[Part of a data file]

┄┄┄┄┄┄┄┄┄┄┄┄┄┄┄┄┄┄┄┄

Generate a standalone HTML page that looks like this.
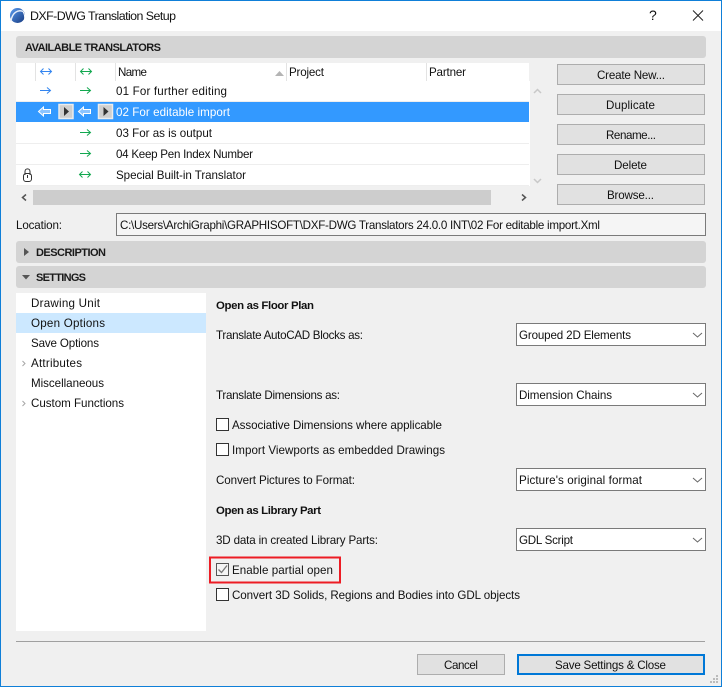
<!DOCTYPE html>
<html><head><meta charset="utf-8"><title>DXF-DWG Translation Setup</title>
<style>
html,body{margin:0;padding:0;background:#f0f0f0;width:722px;height:687px;overflow:hidden}
svg{display:block}
text{font-family:"Liberation Sans",Arial,sans-serif;font-size:11.6px;fill:#111}
.b{font-weight:bold;font-size:11.4px}
.c{font-weight:bold;font-size:11px;fill:#1a1a1a}
.w{fill:#fff}
</style></head><body>
<svg width="722" height="687" viewBox="0 0 722 687" xmlns="http://www.w3.org/2000/svg">
<defs><linearGradient id="lg" x1="0" y1="0" x2="1" y2="1"><stop offset="0" stop-color="#5b9cf0"/><stop offset="1" stop-color="#173a80"/></linearGradient></defs>
<rect width="722" height="687" fill="#f0f0f0"/>
<rect x="0" y="0" width="722" height="31" fill="#fff"/>
<rect x="0.5" y="0.5" width="721" height="686" fill="none" stroke="#0f7fd8"/>
<!-- logo -->
<circle cx="17.500" cy="15.500" r="7.500" fill="url(#lg)"/>
<path d="M11 21C12 13 18 9 23 11.500" fill="none" stroke="#e6eefa" stroke-width="1.500"/>
<path d="M23 11.500C24.500 14 25 17 24.500 20" fill="none" stroke="#fff" stroke-width="1"/>
<text x="30" y="20" textLength="146" style="font-size:12.4px">DXF-DWG Translation Setup</text>
<text x="649" y="20" style="font-size:14px">?</text>
<path d="M693 10.500L703 20.500M703 10.500L693 20.500" stroke="#222" stroke-width="1" fill="none"/>

<!-- headers -->
<rect x="16" y="36" width="690" height="22" rx="3" fill="#d4d4d4"/>
<text x="25" y="51" textLength="136" class="c">AVAILABLE TRANSLATORS</text>

<!-- list -->
<rect x="16" y="63" width="513" height="123" fill="#fff"/>
<rect x="529" y="81" width="1" height="105" fill="#fff"/>
<rect x="16" y="102" width="513" height="20" fill="#3399ff"/>
<rect x="16" y="143" width="513" height="1" fill="#eeeeee"/>
<rect x="16" y="164" width="513" height="1" fill="#eeeeee"/>
<rect x="16" y="185" width="513" height="1" fill="#eeeeee"/>
<rect x="16" y="101" width="513" height="1" fill="#eeeeee"/>
<rect x="35" y="63" width="1" height="18" fill="#e3e3e3"/>
<rect x="75" y="63" width="1" height="18" fill="#e3e3e3"/>
<rect x="115" y="63" width="1" height="18" fill="#e3e3e3"/>
<rect x="286" y="63" width="1" height="18" fill="#e3e3e3"/>
<rect x="426" y="63" width="1" height="18" fill="#e3e3e3"/>
<path d="M275 76L284 76L279.500 71Z" fill="#b4b4b4"/>
<text x="118" y="76" textLength="29">Name</text>
<text x="289" y="76" textLength="35">Project</text>
<text x="429" y="76" textLength="37">Partner</text>

<g fill="none" stroke-width="1">
<path d="M41 71.500H51M43.500 68.500L40.500 71.500L43.500 74.500M48.500 68.500L51.500 71.500L48.500 74.500" stroke="#3385f0"/>
<path d="M81 71.500H91M83.500 68.500L80.500 71.500L83.500 74.500M88.500 68.500L91.500 71.500L88.500 74.500" stroke="#12a84f"/>
<path d="M40 90.500H50M47 87.500L50.500 90.500L47 93.500" stroke="#3385f0"/>
<path d="M80 90.500H90M87 87.500L90.500 90.500L87 93.500" stroke="#12a84f"/>
<path d="M80 132.500H90M87 129.500L90.500 132.500L87 135.500" stroke="#12a84f"/>
<path d="M80 153.500H90M87 150.500L90.500 153.500L87 156.500" stroke="#12a84f"/>
<path d="M80 174.500H90M82.500 171.500L79.500 174.500L82.500 177.500M87.500 171.500L90.500 174.500L87.500 177.500" stroke="#12a84f"/>
</g>
<!-- white left arrows -->
<path d="M38.500 111.500L43.500 107V109.500H50.500V113.500H43.500V116Z" fill="#8cc4ff" stroke="#fff"/>
<path d="M78.500 111.500L83.500 107V109.500H90.500V113.500H83.500V116Z" fill="#8cc4ff" stroke="#fff"/>
<rect x="59" y="104.500" width="14" height="14" fill="#cfcfcf" stroke="#ececec" stroke-width="1.500"/>
<path d="M64 107L69 111.500L64 116Z" fill="#333"/>
<rect x="98.500" y="104.500" width="14" height="14" fill="#cfcfcf" stroke="#ececec" stroke-width="1.500"/>
<path d="M103.500 107L108.500 111.500L103.500 116Z" fill="#333"/>
<!-- lock -->
<rect x="23.500" y="173.500" width="8" height="8" rx="2.500" fill="#fff" stroke="#333"/>
<path d="M25 175V171.500C25 168 30 168 30 171.500V175" fill="none" stroke="#333"/>
<rect x="27" y="175" width="1" height="3" fill="#333"/>

<text x="116" y="95" textLength="111">01 For further editing</text>
<text x="116" y="116" textLength="114" class="w">02 For editable import</text>
<text x="116" y="137" textLength="96">03 For as is output</text>
<text x="116" y="158" textLength="137">04 Keep Pen Index Number</text>
<text x="116" y="179" textLength="130">Special Built-in Translator</text>

<!-- scrollbars -->
<rect x="16" y="190" width="513" height="15" fill="#f0f0f0"/>
<rect x="33" y="190" width="458" height="15" fill="#cdcdcd"/>
<path d="M26 194.500L22.500 197.500L26 200.500M522 194.500L525.500 197.500L522 200.500" fill="none" stroke="#555" stroke-width="1.500"/>
<path d="M534 93L537.500 89.500L541 93" fill="none" stroke="#c8c8c8" stroke-width="1.500"/>
<path d="M534 179L537.500 182.500L541 179" fill="none" stroke="#c8c8c8" stroke-width="1.500"/>

<!-- buttons -->
<g fill="#e1e1e1" stroke="#adadad">
<rect x="557.500" y="64.500" width="147" height="20"/>
<rect x="557.500" y="94.500" width="147" height="20"/>
<rect x="557.500" y="124.500" width="147" height="20"/>
<rect x="557.500" y="154.500" width="147" height="20"/>
<rect x="557.500" y="184.500" width="147" height="20"/>
<rect x="417.500" y="654.500" width="87" height="20"/>
</g>
<rect x="518" y="655" width="186" height="19" fill="#e1e1e1" stroke="#0078d7" stroke-width="2"/>
<text x="597" y="79" textLength="68">Create New...</text>
<text x="606" y="109" textLength="49">Duplicate</text>
<text x="606" y="139" textLength="50">Rename...</text>
<text x="614" y="169" textLength="33">Delete</text>
<text x="607" y="199" textLength="47">Browse...</text>
<text x="444" y="669" textLength="34">Cancel</text>
<text x="555" y="669" textLength="111">Save Settings &amp; Close</text>

<!-- location -->
<text x="16" y="229" textLength="46">Location:</text>
<rect x="116.500" y="213.500" width="589" height="22" fill="#f5f5f5" stroke="#7a7a7a"/>
<text x="120" y="229" textLength="480">C:\Users\ArchiGraphi\GRAPHISOFT\DXF-DWG Translators 24.0.0 INT\02 For editable import.Xml</text>

<!-- description / settings -->
<rect x="16" y="241" width="690" height="22" rx="3" fill="#d4d4d4"/>
<rect x="16" y="266" width="690" height="22" rx="3" fill="#d4d4d4"/>
<path d="M24 248V256L29 252Z" fill="#555"/>
<path d="M22 275H30L26 279.500Z" fill="#555"/>
<text x="36" y="256" textLength="70" class="c">DESCRIPTION</text>
<text x="36" y="281" textLength="50" class="c">SETTINGS</text>

<!-- left tree -->
<rect x="16" y="293" width="190" height="338" fill="#fff"/>
<rect x="16" y="313" width="190" height="20" fill="#cce8ff"/>
<text x="31" y="307" textLength="69">Drawing Unit</text>
<text x="31" y="327" textLength="74">Open Options</text>
<text x="31" y="347" textLength="68">Save Options</text>
<text x="31" y="367" textLength="51">Attributes</text>
<text x="31" y="387" textLength="73">Miscellaneous</text>
<text x="31" y="407" textLength="93">Custom Functions</text>
<path d="M22.500 361L25 363.500L22.500 366M22.500 401L25 403.500L22.500 406" fill="none" stroke="#a6a6a6"/>

<!-- right content -->
<text x="216" y="309" textLength="98" class="b">Open as Floor Plan</text>
<text x="216" y="339" textLength="147">Translate AutoCAD Blocks as:</text>
<text x="216" y="399" textLength="124">Translate Dimensions as:</text>
<text x="232" y="429" textLength="210">Associative Dimensions where applicable</text>
<text x="232" y="454" textLength="213">Import Viewports as embedded Drawings</text>
<text x="216" y="484" textLength="139">Convert Pictures to Format:</text>
<text x="216" y="514" textLength="105" class="b">Open as Library Part</text>
<text x="216" y="544" textLength="162">3D data in created Library Parts:</text>
<text x="232" y="574" textLength="101">Enable partial open</text>
<text x="232" y="599" textLength="288">Convert 3D Solids, Regions and Bodies into GDL objects</text>

<!-- dropdowns -->
<g fill="#fff" stroke="#7a7a7a">
<rect x="516.500" y="323.500" width="189" height="22"/>
<rect x="516.500" y="383.500" width="189" height="22"/>
<rect x="516.500" y="468.500" width="189" height="22"/>
<rect x="516.500" y="528.500" width="189" height="22"/>
</g>
<g fill="none" stroke="#666">
<path d="M693 333L697.500 337L702 333"/>
<path d="M693 393L697.500 397L702 393"/>
<path d="M693 478L697.500 482L702 478"/>
<path d="M693 538L697.500 542L702 538"/>
</g>
<text x="519" y="339" textLength="112">Grouped 2D Elements</text>
<text x="519" y="399" textLength="93">Dimension Chains</text>
<text x="519" y="484" textLength="123">Picture's original format</text>
<text x="519" y="544" textLength="54">GDL Script</text>

<!-- checkboxes -->
<g fill="#fff" stroke="#333">
<rect x="216.500" y="418.500" width="12" height="12"/>
<rect x="216.500" y="443.500" width="12" height="12"/>
<rect x="216.500" y="588.500" width="12" height="12"/>
</g>
<rect x="216.500" y="563.500" width="12" height="12" fill="#f4f4f4" stroke="#555"/>
<path d="M218.500 569.500L221.500 572.500L227 565.500" fill="none" stroke="#777" stroke-width="1.300"/>
<rect x="210" y="557.500" width="130" height="25" fill="none" stroke="#ed1c24" stroke-width="2"/>

<!-- footer -->
<rect x="16" y="641" width="689" height="1" fill="#a0a0a0"/>
<g fill="#bbbbbb">
<rect x="716" y="675" width="2" height="2"/>
<rect x="716" y="678" width="2" height="2"/>
<rect x="716" y="681" width="2" height="2"/>
<rect x="713" y="678" width="2" height="2"/>
<rect x="713" y="681" width="2" height="2"/>
<rect x="710" y="681" width="2" height="2"/>
</g>
</svg>
</body></html>
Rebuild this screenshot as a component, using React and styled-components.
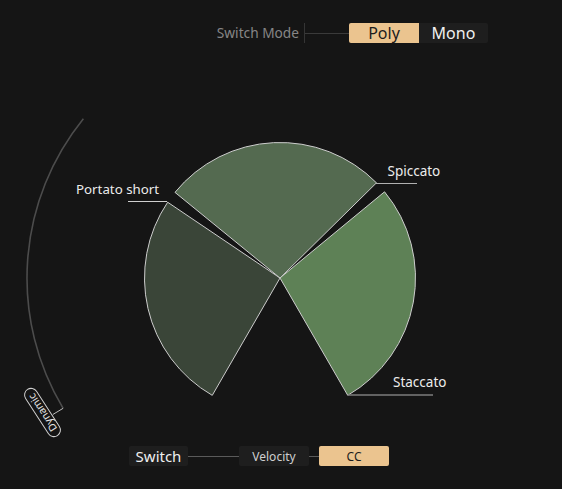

┄┄┄┄┄┄┄┄┄┄┄┄┄┄┄┄┄┄┄┄

## Task to carry out
Extract, from the material above, each line holding the word "this".

## Output of the exercise
Generate a standalone HTML page that looks like this.
Rebuild this screenshot as a component, using React and styled-components.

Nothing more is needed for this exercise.